Published Date: December 13, 2022
Incident management is a process within IT service management (ITSM) that identifies and corrects IT incidents to keep an organization’s services running smoothly or — if they’re taken offline — restore them as quickly as possible to minimize impact to the business and end users (including your customers). Types of incidents can range from anything from simply running out of disk space all the way to a cyberattack.
There are numerous ways to approach incident management, and policies, tools and service-level agreements (SLAs) will vary across organizations. In general, IT teams try to prevent incidents through regular software updates, event monitoring and other practices, and they have an incident response plan in place to quickly resolve incidents and identify the root cause to prevent future occurrences.
Establishing an incident management process for your organization is important because service interruptions can be extremely costly, potentially running up to hundreds of thousands of dollars per hour — not including regulatory fines and customer attrition.
In the following sections, we’ll look at the phases and best practices of incident management and how it can help organizations reduce harmful downtime.
What is the cost of a system outage?
Incident response is critical because incidents of any size can be quite costly. According to research from Uptime Institute’s 2022 Outage Analysis Report, downtime costs continue to rise:
- More than 60% of outages cost over $100,000, which is an increase from 39% in 2019.
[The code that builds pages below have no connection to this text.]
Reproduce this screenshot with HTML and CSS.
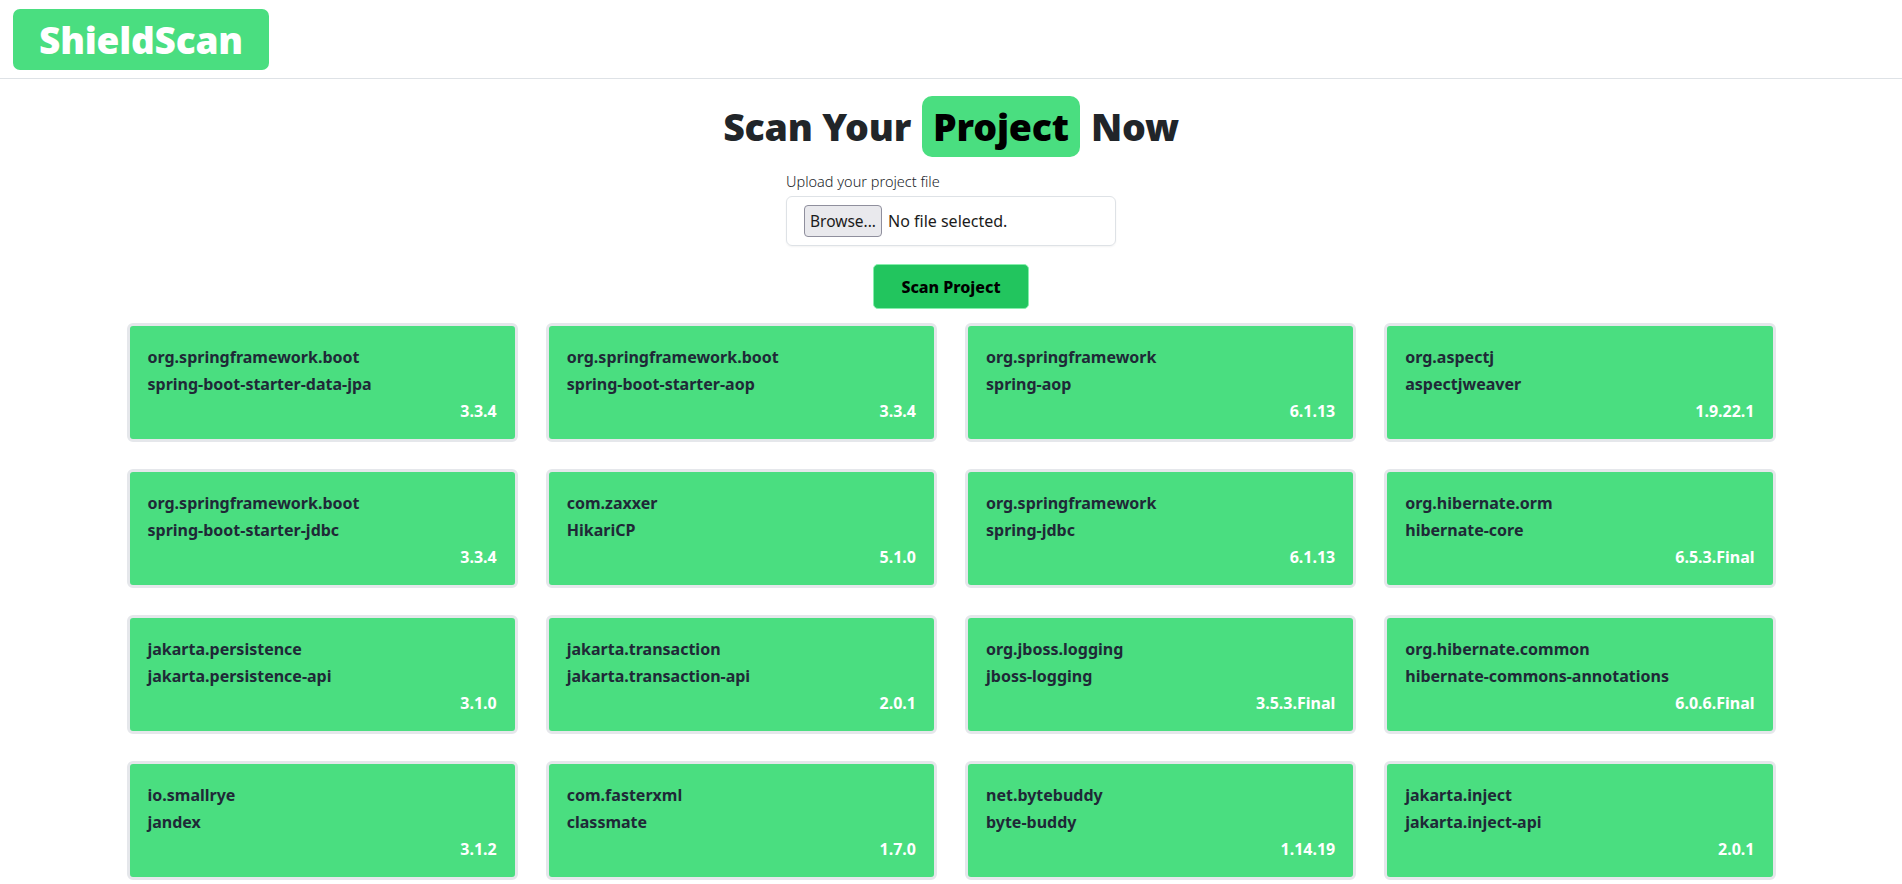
FILE: index.html
```html
<!DOCTYPE html>
<html lang="en">
<head>
<meta charset="utf-8">
<title>ShieldScan</title>
<link rel="stylesheet" href="styles.css">
</head>
<body>
<header class="site-header">
  <div class="logo">ShieldScan</div>
</header>
<main class="main">
  <h1 class="title"><span>Scan Your</span><span class="highlight">Project</span><span>Now</span></h1>
  <div class="upload">
    <label class="upload-label">Upload your project file</label>
    <div class="file-box">
      <button class="browse" type="button">Browse...</button>
      <span class="file-name">No file selected.</span>
    </div>
  </div>
  <div class="actions">
    <button class="scan-btn" type="button">Scan Project</button>
  </div>
  <section class="grid">
    <div class="card"><div class="group">org.springframework.boot</div><div class="artifact">spring-boot-starter-data-jpa</div><div class="version">3.3.4</div></div>
    <div class="card"><div class="group">org.springframework.boot</div><div class="artifact">spring-boot-starter-aop</div><div class="version">3.3.4</div></div>
    <div class="card"><div class="group">org.springframework</div><div class="artifact">spring-aop</div><div class="version">6.1.13</div></div>
    <div class="card"><div class="group">org.aspectj</div><div class="artifact">aspectjweaver</div><div class="version">1.9.22.1</div></div>
    <div class="card"><div class="group">org.springframework.boot</div><div class="artifact">spring-boot-starter-jdbc</div><div class="version">3.3.4</div></div>
    <div class="card"><div class="group">com.zaxxer</div><div class="artifact">HikariCP</div><div class="version">5.1.0</div></div>
    <div class="card"><div class="group">org.springframework</div><div class="artifact">spring-jdbc</div><div class="version">6.1.13</div></div>
    <div class="card"><div class="group">org.hibernate.orm</div><div class="artifact">hibernate-core</div><div class="version">6.5.3.Final</div></div>
    <div class="card"><div class="group">jakarta.persistence</div><div class="artifact">jakarta.persistence-api</div><div class="version">3.1.0</div></div>
    <div class="card"><div class="group">jakarta.transaction</div><div class="artifact">jakarta.transaction-api</div><div class="version">2.0.1</div></div>
    <div class="card"><div class="group">org.jboss.logging</div><div class="artifact">jboss-logging</div><div class="version">3.5.3.Final</div></div>
    <div class="card"><div class="group">org.hibernate.common</div><div class="artifact">hibernate-commons-annotations</div><div class="version">6.0.6.Final</div></div>
    <div class="card"><div class="group">io.smallrye</div><div class="artifact">jandex</div><div class="version">3.1.2</div></div>
    <div class="card"><div class="group">com.fasterxml</div><div class="artifact">classmate</div><div class="version">1.7.0</div></div>
    <div class="card"><div class="group">net.bytebuddy</div><div class="artifact">byte-buddy</div><div class="version">1.14.19</div></div>
    <div class="card"><div class="group">jakarta.inject</div><div class="artifact">jakarta.inject-api</div><div class="version">2.0.1</div></div>
  </section>
</main>
</body>
</html>
```
FILE: styles.css
```css
* { box-sizing: border-box; }
html, body { margin: 0; padding: 0; background: #fff; }
body {
  font-family: "Noto Sans", "Open Sans", sans-serif;
  color: #212529;
}
.site-header {
  height: 79px;
  padding: 9px 13px 0;
  border-bottom: 1px solid #dee2e6;
}
.logo {
  display: inline-flex;
  align-items: center;
  justify-content: center;
  width: 256px;
  height: 61px;
  background: #4ade80;
  border-radius: 7px;
  color: #fff;
  font-family: "Noto Sans", sans-serif;
  font-weight: 900;
  font-size: 37px;
  letter-spacing: -0.2px;
}
.main {
  display: flex;
  flex-direction: column;
  align-items: center;
}
.title {
  margin: 17px 0 0;
  display: flex;
  align-items: center;
  gap: 11px;
  font-family: "Noto Sans", sans-serif;
  font-weight: 900;
  font-size: 37.5px;
  color: #212529;
  height: 61px;
  letter-spacing: -0.2px;
}
.highlight {
  display: flex;
  align-items: center;
  height: 61px;
  padding: 0 11px;
  background: #4ade80;
  border-radius: 10px;
  color: #000;
}
.upload {
  width: 330px;
  margin-top: 14px;
}
.upload-label {
  display: block;
  font-size: 14.5px;
  line-height: 20px;
  font-weight: 300;
  color: #212529;
  margin-bottom: 5px;
}
.file-box {
  display: flex;
  align-items: center;
  gap: 6px;
  height: 50px;
  padding: 0 17px;
  border: 1px solid #dee2e6;
  border-radius: 6px;
  box-shadow: 0 1px 2px rgba(0,0,0,0.05);
}
.browse {
  height: 32px;
  width: 78px;
  padding: 0;
  font-family: "Noto Sans", sans-serif;
  font-size: 15.5px;
  color: #1b1b1b;
  background: #e9e9ed;
  border: 1px solid #8f8f9d;
  border-radius: 4px;
}
.file-name {
  font-size: 16px;
  color: #1b1b1b;
}
.actions {
  margin-top: 18px;
}
.scan-btn {
  width: 156px;
  height: 45px;
  background: #22c55e;
  border: 1px solid #86efac;
  border-radius: 5px;
  font-family: "Noto Sans", sans-serif;
  font-weight: 800;
  font-size: 16px;
  color: #000;
}
.grid {
  margin-top: 14px;
  width: 1649px;
  display: grid;
  grid-template-columns: repeat(4, 1fr);
  column-gap: 28px;
  row-gap: 27px;
  padding-bottom: 20px;
}
.card {
  height: 119px;
  background: #4ade80;
  border: 3px solid #e5e7eb;
  border-radius: 6px;
  padding: 22px 18px 0 18px;
  display: flex;
  flex-direction: column;
  font-weight: 700;
  font-size: 16px;
  letter-spacing: 0;
  color: #1f2937;
}
.group, .artifact {
  line-height: 27px;
  height: 27px;
  white-space: nowrap;
}
.group { margin-top: -4px; }
.version {
  text-align: right;
  color: #fff;
  line-height: 27px;
}
```
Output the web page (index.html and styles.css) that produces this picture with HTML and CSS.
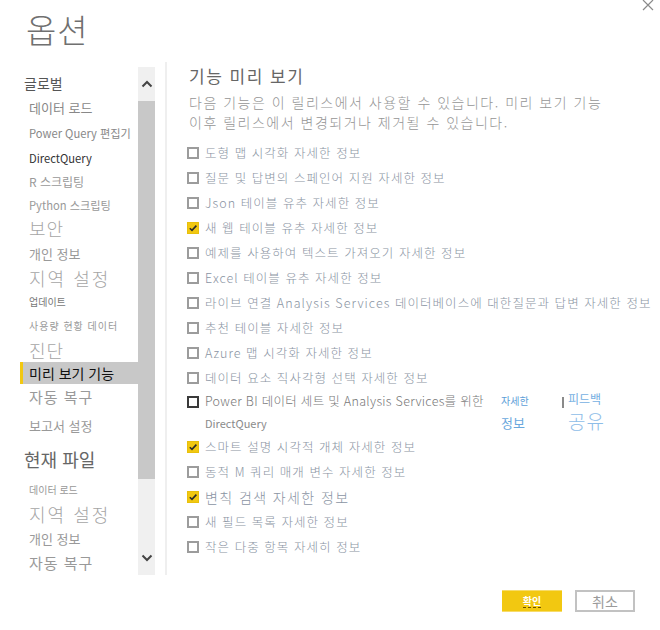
FILE: index.html
```html
<!DOCTYPE html>
<html lang="ko">
<head>
<meta charset="utf-8">
<title>옵션</title>
<link rel="stylesheet" href="styles.css">
</head>
<body>
<div class="dialog">
  <button class="close" aria-label="닫기">
    <svg width="12" height="12" viewBox="0 0 12 12"><path d="M1 1 L11 11 M11 1 L1 11" stroke="#8a8a8a" stroke-width="1.2" fill="none"/></svg>
  </button>
  <header class="title">옵션</header>
  <div class="main">
    <div class="sidebar">
      <nav class="nav">
        <div class="nav-item grp h25">글로벌</div>
        <div class="nav-item s13 c88 h25">데이터 로드</div>
        <div class="nav-item s115 c88 h25">Power Query 편집기</div>
        <div class="nav-item s115 c33 h25">DirectQuery</div>
        <div class="nav-item s12 c99 h23">R 스크립팅</div>
        <div class="nav-item s115 c99 h23">Python 스크립팅</div>
        <div class="nav-item s18 light h24">보안</div>
        <div class="nav-item s13 c99 h26">개인 정보</div>
        <div class="nav-item s18 light wide h24">지역 설정</div>
        <div class="nav-item s10 c77 h23">업데이트</div>
        <div class="nav-item s10 c99 spaced h25">사용량 현황 데이터</div>
        <div class="nav-item s18 light h24">진단</div>
        <div class="nav-item selected h22">미리 보기 기능</div>
        <div class="nav-item s15 c99 h25">자동 복구</div>
        <div class="nav-item s13 c99 h33">보고서 설정</div>
        <div class="nav-item grp2 h34">현재 파일</div>
        <div class="nav-item s10 c99 h26">데이터 로드</div>
        <div class="nav-item s18 light wide h24">지역 설정</div>
        <div class="nav-item s13 c99 h24">개인 정보</div>
        <div class="nav-item s15 c99 h25">자동 복구</div>
      </nav>
      <div class="scrollbar">
        <div class="sb-btn">
          <svg width="12" height="8" viewBox="0 0 12 8"><path d="M1.5 6.5 L6 2 L10.5 6.5" stroke="#444" stroke-width="2" fill="none"/></svg>
        </div>
        <div class="sb-thumb"></div>
        <div class="sb-track"></div>
        <div class="sb-btn">
          <svg width="12" height="8" viewBox="0 0 12 8"><path d="M1.5 1.5 L6 6 L10.5 1.5" stroke="#444" stroke-width="2" fill="none"/></svg>
        </div>
      </div>
    </div>
    <div class="divider"></div>
    <section class="content">
      <h1 class="heading">기능 미리 보기</h1>
      <p class="desc">다음 기능은 이 릴리스에서 사용할 수 있습니다. 미리 보기 기능<br>이후 릴리스에서 변경되거나 제거될 수 있습니다.</p>
      <ul class="list">
        <li class="row"><span class="cb"></span>도형 맵 시각화 자세한 정보</li>
        <li class="row"><span class="cb"></span>질문 및 답변의 스페인어 지원 자세한 정보</li>
        <li class="row"><span class="cb"></span>Json 테이블 유추 자세한 정보</li>
        <li class="row"><span class="cb checked"><svg width="10" height="10" viewBox="0 0 10 10"><path d="M1.8 5.2 L4 7.4 L8.4 2.6" stroke="#2b2b2b" stroke-width="1.6" fill="none"/></svg></span>새 웹 테이블 유추 자세한 정보</li>
        <li class="row"><span class="cb"></span>예제를 사용하여 텍스트 가져오기 자세한 정보</li>
        <li class="row"><span class="cb"></span>Excel 테이블 유추 자세한 정보</li>
        <li class="row"><span class="cb"></span>라이브 연결 Analysis Services 데이터베이스에 대한질문과 답변 자세한 정보</li>
        <li class="row"><span class="cb"></span>추천 테이블 자세한 정보</li>
        <li class="row"><span class="cb"></span>Azure 맵 시각화 자세한 정보</li>
        <li class="row"><span class="cb"></span>데이터 요소 직사각형 선택 자세한 정보</li>
        <li class="row-pbi">
          <span class="cb dark"></span>
          <div class="pbi-text">
            <div class="pbi-line1">Power BI 데이터 세트 및 Analysis Services를 위한</div>
            <div class="pbi-line2">DirectQuery</div>
          </div>
          <div class="pbi-links">
            <a class="link-sm">자세한</a>
            <a class="link-md">정보</a>
          </div>
          <span class="sep"></span>
          <div class="feedback">
            <a class="fb-top">피드백</a>
            <a class="fb-big">공유</a>
          </div>
        </li>
        <li class="row"><span class="cb checked"><svg width="10" height="10" viewBox="0 0 10 10"><path d="M1.8 5.2 L4 7.4 L8.4 2.6" stroke="#2b2b2b" stroke-width="1.6" fill="none"/></svg></span>스마트 설명 시각적 개체 자세한 정보</li>
        <li class="row"><span class="cb"></span>동적 M 쿼리 매개 변수 자세한 정보</li>
        <li class="row big"><span class="cb checked"><svg width="10" height="10" viewBox="0 0 10 10"><path d="M1.8 5.2 L4 7.4 L8.4 2.6" stroke="#2b2b2b" stroke-width="1.6" fill="none"/></svg></span>변칙 검색 자세한 정보</li>
        <li class="row"><span class="cb"></span>새 필드 목록 자세한 정보</li>
        <li class="row"><span class="cb"></span>작은 다중 항목 자세히 정보</li>
      </ul>
    </section>
  </div>
  <footer class="footer">
    <button class="btn btn-ok"><span class="ok-label">확인</span></button>
    <button class="btn btn-cancel">취소</button>
  </footer>
</div>
</body>
</html>
```
FILE: styles.css
```css
* { box-sizing: border-box; }
html, body { margin: 0; padding: 0; background: #fff; }
body {
  width: 660px;
  height: 630px;
  overflow: hidden;
  font-family: "Noto Sans CJK KR", "Noto Sans", sans-serif;
}
.dialog { position: relative; width: 660px; height: 630px; }
.close {
  position: absolute; top: -1px; right: 5px;
  width: 14px; height: 12px; padding: 0; border: 0; background: none;
  display: flex; align-items: center; justify-content: center;
}
.title {
  height: 62px;
  padding: 9px 0 0 26px;
  font-size: 33px;
  line-height: 40px;
  font-weight: 300;
  color: #707070;
  letter-spacing: 1px;
}
.main { display: flex; height: 513px; }
.sidebar { display: flex; width: 155px; }
.nav { width: 138px; padding-top: 8px; }
.nav-item {
  display: flex; align-items: center;
  padding-left: 29px;
  white-space: nowrap;
  font-size: 12px;
  color: #999;
}
.h22 { height: 22px; } .h23 { height: 23px; } .h24 { height: 24px; }
.h25 { height: 25px; } .h26 { height: 26px; } .h33 { height: 33px; }
.h34 { height: 34px; }
.grp { padding-left: 24px; font-size: 14px; color: #555; }
.grp2 { padding-left: 24px; font-size: 18px; color: #666; }
.s10 { font-size: 10px; }
.s115 { font-size: 11.2px; }
.s12 { font-size: 12px; }
.s13 { font-size: 13px; }
.s15 { font-size: 15px; letter-spacing: 1px; }
.s18 { font-size: 18px; }
.c33 { color: #333; }
.c77 { color: #777; }
.c88 { color: #888; }
.c99 { color: #999; }
.light { color: #a5a5a5; letter-spacing: 1px; font-weight: 300; }
.wide { letter-spacing: 2px; }
.spaced { letter-spacing: 1px; }
.selected {
  margin-left: 20px;
  padding-left: 6px;
  border-left: 3px solid #f2c811;
  background: #c8c8c8;
  font-size: 14px;
  color: #111;
}
.scrollbar {
  width: 17px;
  height: 508px;
  margin-top: 5px;
  background: #f0f0f0;
  display: flex; flex-direction: column;
}
.sb-btn { height: 34px; display: flex; align-items: center; justify-content: center; }
.sb-thumb { height: 378px; background: #c8c8c8; }
.sb-track { flex: 1; }
.divider { width: 2px; margin-left: 10px; background: #efefef; }
.content { padding-left: 20px; padding-top: 2px; flex: 1; }
.heading {
  margin: 0 0 0 2px;
  font-size: 17px; line-height: 24px; font-weight: 400;
  color: #666;
  letter-spacing: 1.5px;
}
.desc {
  margin: 4px 0 0 2px;
  font-size: 14px; line-height: 20px;
  color: #959595;
  letter-spacing: 1.5px;
  font-weight: 300;
  white-space: nowrap;
}
.list { list-style: none; margin: 8px 0 0; padding: 0; }
.row {
  height: 25px;
  display: flex; align-items: center;
  font-size: 12.5px;
  color: #8a94a3;
  letter-spacing: 1.05px;
  font-weight: 300;
  white-space: nowrap;
}
.row.big { font-size: 14px; letter-spacing: 1.4px; }
.cb {
  flex: none;
  width: 12px; height: 12px;
  margin-right: 6px;
  border: 2px solid #9c9c9c;
  background: #fff;
  display: flex; align-items: center; justify-content: center;
}
.cb.checked { background: #f2c811; border: 1px solid #e8c00c; }
.cb.dark { border-color: #3a3a3a; }
.row-pbi { display: flex; height: 44px; }
.row-pbi .cb { margin-top: 6px; }
.pbi-text { width: 296px; white-space: nowrap; }
.pbi-line1 { height: 22px; line-height: 22px; font-size: 12.5px; color: #777; letter-spacing: 0.3px; font-weight: 300; }
.pbi-line2 { height: 22px; line-height: 22px; font-size: 11px; color: #8a8a8a; }
.pbi-links { width: 61px; display: flex; flex-direction: column; }
.link-sm { height: 22px; line-height: 22px; font-size: 10px; color: #5e9ed8; }
.link-md { height: 22px; line-height: 22px; font-size: 13px; color: #6aa8dd; }
.sep { width: 2px; height: 11px; margin-top: 7px; background: #8a8a8a; }
.feedback { margin-left: 4px; display: flex; flex-direction: column; }
.fb-top { height: 18px; line-height: 18px; font-size: 12px; color: #76b0e2; }
.fb-big { height: 26px; line-height: 26px; font-size: 19px; color: #8ebde8; letter-spacing: 1px; font-weight: 300; }
.footer {
  display: flex; justify-content: flex-end; gap: 13px;
  margin-top: 15px; padding-right: 25px;
}
.btn {
  width: 60px; height: 22px; padding: 0;
  font-family: "Noto Sans CJK KR", sans-serif;
  display: flex; align-items: center; justify-content: center;
}
.btn-ok { background: #f2c811; border: 0; border-top: 1px solid #f7dc6a; border-bottom: 1px solid #f7dc6a; }
.ok-label {
  font-size: 10px; font-weight: 700; color: #fff; line-height: 11px;
  border-bottom: 1px dashed #6b5200;
  padding-bottom: 1px;
}
.btn-cancel {
  background: #fff; border: 2px solid #c2c2c2;
  font-size: 14px; color: #9a9a9a;
}
```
- 15% of outages cost over $1 million, which is an increase from 11% in 2019.
In the 2021 Facebook outage, for example, Facebook, WhatsApp and Instagram were unreachable for around six hours in the fall of 2021. Over 14 million users reported they couldn’t use any of Facebook’s apps or services during that time. Experts estimated that each minute of downtime cost the company $163,565, totaling around $60 million in lost revenue that day alone.
System outages are inevitable for every business, but shifting from a reactive to a proactive approach to incident management can not only improve time to resolution (MTTR) but importantly — their frequency and impact.
What is security incident response?
When an incident has occurred, a security system alert catalyzes the incident response team into action. The team will strive to use the mix of humans and computers — identifying and understanding key metrics, analyzing and resolving any security threat or incident in real time to mitigate any negative impact on the company.
In addition to troubleshooting, security incident response also includes creating incident reports, responding preemptively and implementing defensive measures that prevent future attacks. For example, following the notorious RockYou2021 attack or SolarWinds hack, administrators immediately got to work to secure and audit systems and IT infrastructure to prevent malicious attackers from gaining access and compromising its systems again.
How is security incident response related to incident management?
Security incident response is a specific workflow within the larger role of incident management. According to ITIL, an incident management process addresses any “unplanned interruption to an IT service or a reduction in the quality of an IT service.” Human error, technological failure, a security breach or any number of other occurrences can cause interruptions. The goal of incident management is to identify the cause of the incident, understand its impact and urgency and determine a response to restore normal service and business operations as quickly as possible.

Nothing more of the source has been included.